È di altro che oggi si avverte il bisogno. Di
un sapere storico saldamente ancorato alle regole del mestiere, eppure
impaziente di uscire dalle secche di una comunicazione del passato tutta
interna alla disciplina, riservata agli addetti. C'è bisogno oggi, da
parte degli storici, di una rinnovata assunzione di responsabilità
civile. Perché la domanda di historia che variamente emerge dal mondo
della scuola, dal mercato dell'intrattenimento, dagli intrecci del web,
non merita né di essere stroncata come imperdonabilmente superficiale né
di essere vellicata con imperdonabile superficialità.
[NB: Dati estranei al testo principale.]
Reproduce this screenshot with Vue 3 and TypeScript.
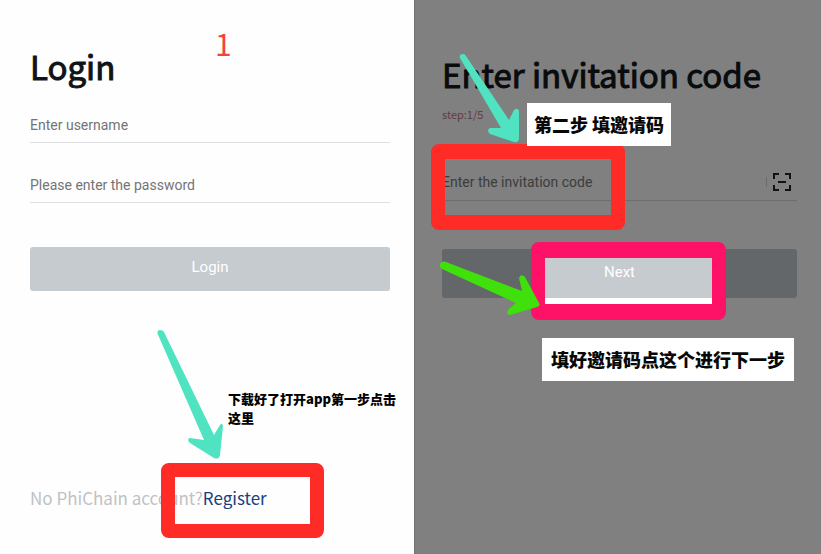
<script setup lang="ts">
import { ref } from 'vue'

const username = ref('')
const password = ref('')
const invitationCode = ref('')
</script>

<template>
  <main class="guide">
    <section class="panel login">
      <h1 class="title">Login</h1>
      <form class="form" @submit.prevent>
        <input v-model="username" class="field" type="text" placeholder="Enter username" aria-label="Enter username" />
        <input v-model="password" class="field" type="password" placeholder="Please enter the password" aria-label="Please enter the password" />
        <button class="submit" type="submit"><span class="submit-text">Login</span></button>
      </form>
      <p class="signup">No PhiChain account?<a class="signup-link" href="#register">Register</a></p>

      <span class="step-number">1</span>
      <p class="note">下载好了打开app第一步点击这里</p>
      <svg class="arrow arrow-register" viewBox="0 0 67 131" aria-hidden="true">
        <path d="M0.5 4.5Q0 1 3 1Q6 1 7 3L57 106L63 96Q65 93 66 97L63 126Q62 131 57 129L33 114Q29 110 33 109L47 111Z" />
      </svg>
      <div class="frame frame-register"></div>
    </section>

    <section class="panel invite">
      <h1 class="title">Enter invitation code</h1>
      <p class="progress">step:1/5</p>
      <form class="form" @submit.prevent>
        <div class="code-row">
          <input v-model="invitationCode" class="code-input" type="text" placeholder="Enter the invitation code" aria-label="Enter the invitation code" />
          <span class="divider"></span>
          <button class="scan" type="button" aria-label="Scan code">
            <svg viewBox="0 0 20 20" aria-hidden="true">
              <path d="M2 7V2H7M13 2H18V7M18 13V18H13M7 18H2V13M6 10H14" />
            </svg>
          </button>
        </div>
        <button class="submit" type="submit"><span class="submit-text">Next</span></button>
      </form>

      <div class="frame frame-code"></div>
      <div class="frame frame-next"></div>
      <svg class="arrow arrow-code" viewBox="0 0 60 90" aria-hidden="true">
        <path d="M1 5Q0 1 4 1Q6 1 7 3L50 67L55 57Q59 54 60 58V86Q59 90 55 89L31 81Q27 77 31 75L42 75Z" />
      </svg>
      <svg class="arrow arrow-next" viewBox="0 0 102 56" aria-hidden="true">
        <path d="M1 7Q0 3 3 2Q5 1 7 2L83 31L80 18Q82 13 86 17L100 43Q102 46 98 47L71 55Q66 54 70 49L77 43L3 9Z" />
      </svg>
      <p class="callout callout-code">第二步 填邀请码</p>
      <p class="callout callout-next">填好邀请码点这个进行下一步</p>
    </section>
  </main>
</template>

<style>
body {
  margin: 0;
}
</style>

<style scoped>
.guide {
  display: grid;
  grid-template-columns: 414fr 407fr;
  min-height: 100vh;
  font-family: "Noto Sans CJK SC", sans-serif;
}

.guide * {
  box-sizing: border-box;
}

.panel {
  position: relative;
  display: flex;
  flex-direction: column;
  min-width: 0;
}

.login {
  padding: 40px 24px 40px 30px;
  background: #fefefe;
}

.invite {
  padding: 48px 24px 40px 27px;
  background: #808080;
  border-left: 1px solid #707070;
}

.title {
  margin: 0;
  font-size: 33px;
  font-weight: 400;
  line-height: 52px;
  color: #101418;
  white-space: nowrap;
  -webkit-text-stroke: 1px currentColor;
}

.invite .title {
  color: #090b0d;
}

.form {
  display: flex;
  flex-direction: column;
}

.field,
.code-input {
  width: 100%;
  min-width: 0;
  padding: 0;
  border: 0;
  border-radius: 0;
  outline: 0;
  background: transparent;
  font: 14px/20px Roboto, sans-serif;
}

.field {
  height: 36px;
  margin-bottom: 24px;
  border-bottom: 1px solid #dedfe1;
}

.login .form {
  padding-top: 15px;
}

.field::placeholder {
  color: #747474;
  opacity: 1;
}

.submit {
  height: 44px;
  margin-top: 20px;
  padding: 0 0 4px;
  border: 0;
  border-radius: 3px;
  background: #c6cbd0;
  font: 15px/20px Roboto, sans-serif;
  color: #fff;
}

.signup {
  margin: auto 0 0;
  font-size: 17px;
  line-height: 32px;
  color: #bec2c5;
  white-space: nowrap;
}

.signup-link {
  color: #183f7c;
  text-decoration: none;
}

.progress {
  margin: 4px 0 0;
  font-size: 11px;
  line-height: 20px;
  color: #613b43;
}

.code-row {
  display: flex;
  align-items: center;
  height: 38px;
  margin-top: 39px;
  border-bottom: 1px solid #6c6e6f;
}

.code-input::placeholder {
  color: #3c3c3c;
  opacity: 1;
}

.divider {
  width: 1px;
  height: 10px;
  flex: none;
  background: #6b6b6b;
}

.scan {
  flex: none;
  width: 30px;
  height: 20px;
  padding: 0 5px;
  border: 0;
  background: none;
}

.scan svg {
  display: block;
  width: 20px;
  height: 20px;
  fill: none;
  stroke: #101214;
  stroke-width: 2;
}

.invite .submit {
  height: 49px;
  margin-top: 48px;
  background: #636769;
}

.invite .submit-text {
  position: relative;
  z-index: 2;
}

.frame {
  position: absolute;
  border: 14px solid #fe2b26;
  border-radius: 8px;
}

.frame-register {
  left: 161px;
  top: 463px;
  width: 163px;
  height: 75px;
}

.frame-code {
  left: 16px;
  top: 144px;
  width: 194px;
  height: 86px;
  border-width: 15px 14px;
}

.frame-next {
  z-index: 1;
  left: 116px;
  top: 242px;
  width: 195px;
  height: 78px;
  border-width: 16px 14px;
  border-color: #fd1267;
  background: linear-gradient(#c6cbd0 40px, #fff 40px) padding-box;
}

.arrow {
  position: absolute;
  z-index: 3;
  fill: #4fe3c1;
}

.arrow-register {
  left: 157px;
  top: 329px;
  width: 67px;
  height: 131px;
}

.arrow-code {
  left: 44px;
  top: 53px;
  width: 60px;
  height: 90px;
}

.arrow-next {
  left: 24px;
  top: 260px;
  width: 102px;
  height: 56px;
  fill: #3fe00c;
}

.step-number {
  position: absolute;
  left: 215px;
  top: 22px;
  font-size: 30px;
  line-height: 42px;
  color: #f6413f;
}

.note {
  position: absolute;
  left: 228px;
  top: 389px;
  width: 176px;
  margin: 0;
  font-size: 13px;
  font-weight: 900;
  line-height: 19px;
  color: #000;
}

.callout {
  position: absolute;
  z-index: 3;
  margin: 0;
  padding: 0 7px;
  background: #fff;
  font-size: 18px;
  font-weight: 900;
  line-height: 43px;
  color: #080808;
  white-space: nowrap;
}

.callout-code {
  left: 112px;
  top: 103px;
}

.callout-next {
  left: 127px;
  top: 338px;
  padding: 0 9px;
}
</style>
A quella domanda
di storia – quand'anche ristretta per vocazioni studentesche, confusa
nei criteri culturali, caotica dentro l'orizzontalità della rete –
merita di rispondere con un sovrappiù di investimento sulla qualità
dell'offerta.
In effetti, l'intero problema dell'uso pubblico della
storia rimanda a qualcosa di urgentemente contemporaneo, e di
intrinsecamente politico: la grande questione dei common goods. Perché
anche la storia – intesa sia quale scienza di un passato condiviso, sia
quale tecnica di una memoria collettiva – deve essere oggi ripensata e
tutelata quale «bene comune». Ma per valere da bene comune, la storia
deve essere sottratta a chi vuole farne un bene indifferenziato: uno
story-telling altrettanto spendibile alla fiera della creatività
letteraria quanto nell'arena della propaganda politica. La storia è un
bene troppo prezioso per essere lasciato in pasto a praticoni più o meno
abili nella contaminazione dei generi e a liquidatori più o meno
seduttivi di ogni cultura dei «professoroni».